Les valeurs paysagères clefs de La Réunion
Les paysages de l'eau douce
Les paysages du littoral
Les paysages de nature
Les paysages agricoles
Les paysages de l'habitat
Les paysages des mobilités
Les paysages des énergies
Les paysages des activités et équipements
Synthèse : les enjeux majeurs de paysage
Les valeurs paysagères clefs de La Réunion
Une diversité et des contrastes uniques au monde
Des fragments du monde ramassés sur un confetti
Objectivement, La Réunion, avec sa modeste superficie de 2 512 km2, est bien petite et isolée.
Sur le globe, elle n’est qu’une poussière perdue dans le sud de l’Océan Indien à 800 km à l’est de Madagascar, tout juste accompagnée de son île sœur, l’île Maurice.
Si on la dessine aux côtés de l’hexagone — qui n’est pas un très grand pays à l’échelle mondiale ! —, elle y forme à peine une modeste petite tache, couvrant moins de la moitié d’un département de métropole.
Pourtant, pour qui découvre La Réunion, l’île paraît grande ; beaucoup plus grande que ce qu’en indique le compteur de kilomètres carrés.

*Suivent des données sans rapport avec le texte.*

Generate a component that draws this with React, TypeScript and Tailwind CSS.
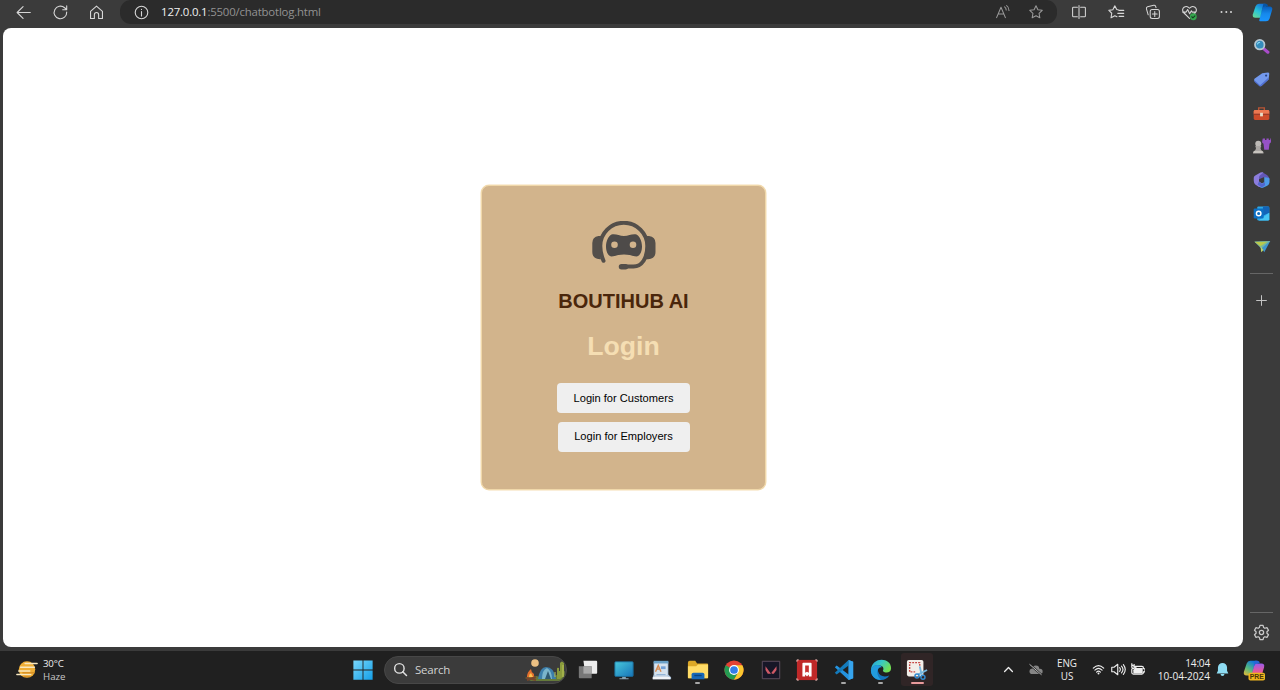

Elle recèle une telle diversité de paysages, de tels contrastes d’ambiances, que son parcours donne l’impression de découvrir plusieurs pays. Elle forme comme un patchwork de miettes de continents miraculeusement rassemblées en une poussière d’île : des plaines douces et vertes de canne à sucre, comme aux Caraïbes, des savanes lumineuses comme en Afrique de l’est, des canyons vertigineux à l’Américaine, un volcan actif au-dessus de forêts vierges, comme en Indonésie, des landes à ajoncs comme en Auvergne, des côtes sauvages et rudes, surprenantes, et des plages tropicales alanguies, conformes aux cartes postales. Avec la Plaine des Sables, La Réunion semble même avoir décroché un morceau de lune, … ou de Mars !
Cette diversité contrastée des paysages est une force, une valeur fondatrice pour La Réunion, peut-être la valeur paysagère n°1 de l’île ; valeur paysagère au sens plein du terme, qui est donc aussi sociale, économique et patrimoniale.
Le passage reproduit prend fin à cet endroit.